Your task: Sift the listing for lines that hold the string "React" and pull them out.

Interface markup and scripts:
>> START

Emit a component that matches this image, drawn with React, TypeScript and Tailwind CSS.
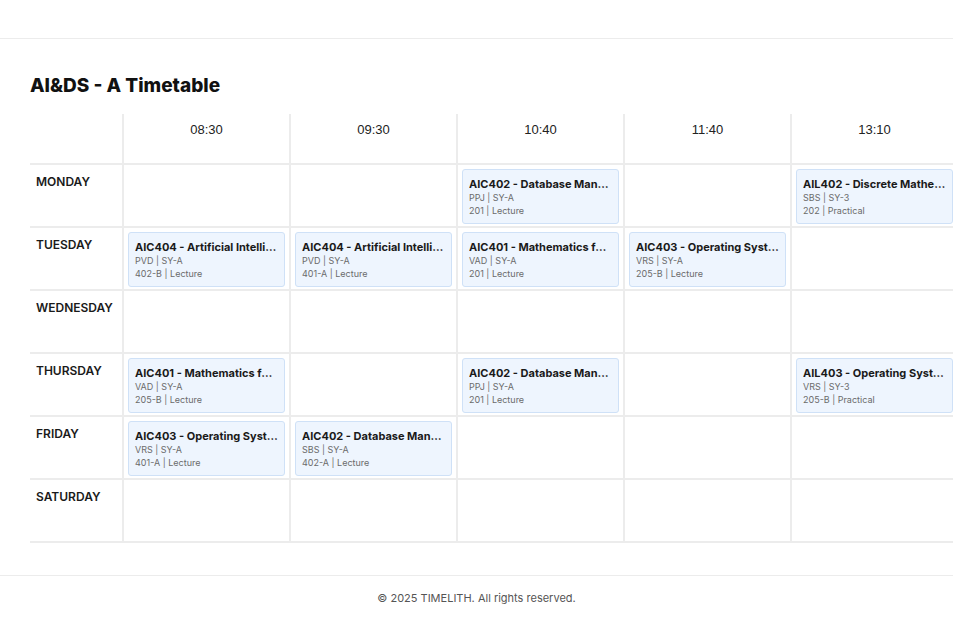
import React from 'react'

type Slot = { code: string; fac: string; room: string }

const times = ['08:30', '09:30', '10:40', '11:40', '13:10']

const rows: { day: string; slots: (Slot | null)[] }[] = [
  { day: 'MONDAY', slots: [null, null, { code: 'AIC402 - Database Management Systems', fac: 'PPJ | SY-A', room: '201 | Lecture' }, null, { code: 'AIL402 - Discrete Mathematics', fac: 'SBS | SY-3', room: '202 | Practical' }] },
  { day: 'TUESDAY', slots: [
    { code: 'AIC404 - Artificial Intelligence', fac: 'PVD | SY-A', room: '402-B | Lecture' },
    { code: 'AIC404 - Artificial Intelligence', fac: 'PVD | SY-A', room: '401-A | Lecture' },
    { code: 'AIC401 - Mathematics for Data Science', fac: 'VAD | SY-A', room: '201 | Lecture' },
    { code: 'AIC403 - Operating Systems', fac: 'VRS | SY-A', room: '205-B | Lecture' },
    null] },
  { day: 'WEDNESDAY', slots: [null, null, null, null, null] },
  { day: 'THURSDAY', slots: [
    { code: 'AIC401 - Mathematics for Data Science', fac: 'VAD | SY-A', room: '205-B | Lecture' },
    null,
    { code: 'AIC402 - Database Management Systems', fac: 'PPJ | SY-A', room: '201 | Lecture' },
    null,
    { code: 'AIL403 - Operating Systems Lab', fac: 'VRS | SY-3', room: '205-B | Practical' }] },
  { day: 'FRIDAY', slots: [
    { code: 'AIC403 - Operating Systems', fac: 'VRS | SY-A', room: '401-A | Lecture' },
    { code: 'AIC402 - Database Management Systems', fac: 'SBS | SY-A', room: '402-A | Lecture' },
    null, null, null] },
  { day: 'SATURDAY', slots: [null, null, null, null, null] },
]

const sans = { fontFamily: 'Inter, "Noto Sans", sans-serif' }

function Card({ s }: { s: Slot }) {
  return (
    <div className="h-[55px] bg-[#eef5fe] border border-[#cfe1f7] rounded-[3px] px-[6px] pt-[7px] overflow-hidden">
      <div className="text-[11px] font-bold text-[#1a1a1a] truncate leading-[14px]">{s.code}</div>
      <div className="text-[9px] text-[#6b6b6b] leading-[12px] mt-[1px]">{s.fac}</div>
      <div className="text-[9px] text-[#6b6b6b] leading-[13px]">{s.room}</div>
    </div>
  )
}

export default function App() {
  return (
    <div className="w-[953px] h-[620px] bg-white overflow-hidden flex flex-col" style={sans}>
      <div className="h-[39px] border-b border-[#ececec] shrink-0" />
      <div className="pl-[30px] pt-[34px] flex-1 overflow-hidden">
        <h1 className="text-[19px] font-extrabold text-[#111] leading-[26px]">AI&amp;DS - A Timetable</h1>
        <div className="mt-[15px] grid grid-cols-[92px_repeat(5,167px)] w-max">
          <div className="h-[51px] border-b-2 border-[#ececec]" />
          {times.map((t) => (
            <div key={t} className="h-[51px] border-l-2 border-b-2 border-[#ececec] flex justify-center pt-[6px] text-[13px] text-[#222]" style={{ fontFamily: '"Liberation Sans", Arial, sans-serif' }}>
              {t}
            </div>
          ))}
          {rows.map((r) => (
            <React.Fragment key={r.day}>
              <div className="h-[63px] border-b-2 border-[#ececec] pl-[6px] pt-[8px] text-[12px] font-semibold text-[#1a1a1a]">{r.day}</div>
              {r.slots.map((s, i) => (
                <div key={i} className="h-[63px] border-l-2 border-b-2 border-[#ececec] p-[4px]">
                  {s && <Card s={s} />}
                </div>
              ))}
            </React.Fragment>
          ))}
        </div>
      </div>
      <div className="h-[45px] border-t border-[#ececec] shrink-0 flex items-center justify-center text-[11px] text-[#555]">
        © 2025 TIMELITH. All rights reserved.
      </div>
    </div>
  )
}
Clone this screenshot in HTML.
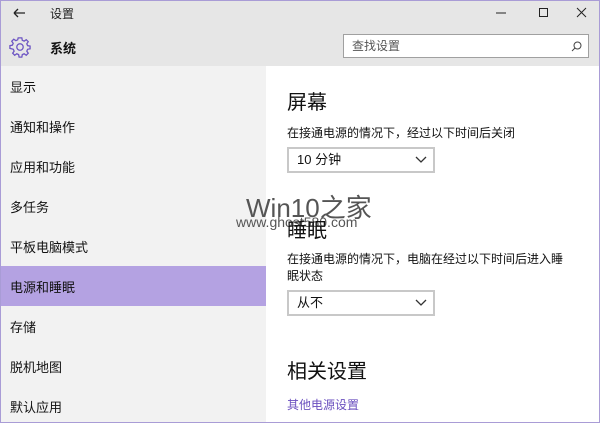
<!DOCTYPE html><html><head><meta charset="utf-8"><style>
body{margin:0;width:600px;height:423px;overflow:hidden;font-family:"Liberation Sans","Noto Sans CJK SC",sans-serif;background:#fff;position:relative}
.a{position:absolute}
.hd{left:0;top:0;width:600px;height:66px;background:#e6e6e6}
.sb{left:0;top:66px;width:266px;height:357px;background:#f2f2f2}
.it{position:absolute;left:10px;font-size:13px;color:#111}
.sel{left:0;top:266px;width:266px;height:40px;background:#b4a2e2}
.dd{position:absolute;left:287px;width:148px;height:26px;border:2px solid #c8c8c8;box-sizing:border-box;font-size:13px;line-height:22px;padding-left:8px;color:#111}
.dd svg{position:absolute;right:6px;top:7px}
</style></head><body>
<div class="a hd"></div>
<div class="a sb"></div>
<div class="a sel"></div>
<div class="a" style="left:0;top:0;width:598px;height:421px;border:1px solid #a99cd6"></div>
<svg class="a" style="left:12px;top:6px" width="14" height="14"><path d="M2 7H13M2 7L6 3M2 7L6 11" stroke="#222" stroke-width="1.3" fill="none"/></svg>
<div class="a" style="left:50px;top:5px;font-size:12px;color:#222">设置</div>
<svg class="a" style="left:495px;top:6px" width="100" height="14"><path d="M1 7H11" stroke="#222"/><path d="M44.5 2.5h8v8h-8z" stroke="#222" fill="none"/><path d="M82 2L91 11M91 2L82 11" stroke="#222"/></svg>
<svg class="a" style="left:9px;top:36px" width="22" height="22" viewBox="0 0 24 24"><path d="M12 2l2 0 .5 2.7 2 .9 2.3-1.6 2.2 2.2-1.6 2.3.9 2 2.7.5v3l-2.7.5-.9 2 1.6 2.3-2.2 2.2-2.3-1.6-2 .9-.5 2.7h-3l-.5-2.7-2-.9-2.3 1.6-2.2-2.2 1.6-2.3-.9-2L1 13.5v-3l2.7-.5.9-2L3 5.7 5.2 3.5l2.3 1.6 2-.9L10 2z" fill="none" stroke="#6d55c3" stroke-width="1.4"/><circle cx="12" cy="12" r="3.5" fill="none" stroke="#6d55c3" stroke-width="1.4"/></svg>
<div class="a" style="left:50px;top:38px;font-size:13px;font-weight:bold;color:#111">系统</div>
<div class="a" style="left:343px;top:34px;width:246px;height:24px;border:1px solid #a0a0a0;background:#fff;box-sizing:border-box;font-size:12px;color:#555;line-height:22px;padding-left:8px">查找设置<svg style="position:absolute;right:6px;top:6px" width="11" height="11"><circle cx="6.5" cy="4.5" r="3.5" fill="none" stroke="#444"/><path d="M4 7L1 10" stroke="#444"/></svg></div>
<div class="it" style="top:77px">显示</div>
<div class="it" style="top:117px">通知和操作</div>
<div class="it" style="top:157px">应用和功能</div>
<div class="it" style="top:197px">多任务</div>
<div class="it" style="top:237px">平板电脑模式</div>
<div class="it" style="top:277px">电源和睡眠</div>
<div class="it" style="top:317px">存储</div>
<div class="it" style="top:357px">脱机地图</div>
<div class="it" style="top:397px">默认应用</div>
<div class="a" style="left:287px;top:86px;font-size:20px;color:#111">屏幕</div>
<div class="a" style="left:287px;top:124px;font-size:12px;color:#111">在接通电源的情况下，经过以下时间后关闭</div>
<div class="dd" style="top:147px">10 分钟<svg width="12" height="8"><path d="M1 1L6 6L11 1" stroke="#333" fill="none" stroke-width="1.3"/></svg></div>
<div class="a" style="left:246px;top:188px;font-size:26px;color:#555">Win10之家</div>
<div class="a" style="left:236px;top:214px;font-size:14px;color:#555">www.ghost580.com</div>
<div class="a" style="left:287px;top:214px;font-size:20px;color:#111">睡眠</div>
<div class="a" style="left:287px;top:251px;font-size:12px;color:#111;width:285px;line-height:17px">在接通电源的情况下，电脑在经过以下时间后进入睡眠状态</div>
<div class="dd" style="top:290px">从不<svg width="12" height="8"><path d="M1 1L6 6L11 1" stroke="#333" fill="none" stroke-width="1.3"/></svg></div>
<div class="a" style="left:287px;top:355px;font-size:20px;color:#111">相关设置</div>
<div class="a" style="left:287px;top:396px;font-size:12px;color:#6a4fbf">其他电源设置</div>
</body></html>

>> END

Solution to this task:
Emit a component that matches this image, drawn with React, TypeScript and Tailwind CSS.
import React from 'react'
            <React.Fragment key={r.day}>
            </React.Fragment>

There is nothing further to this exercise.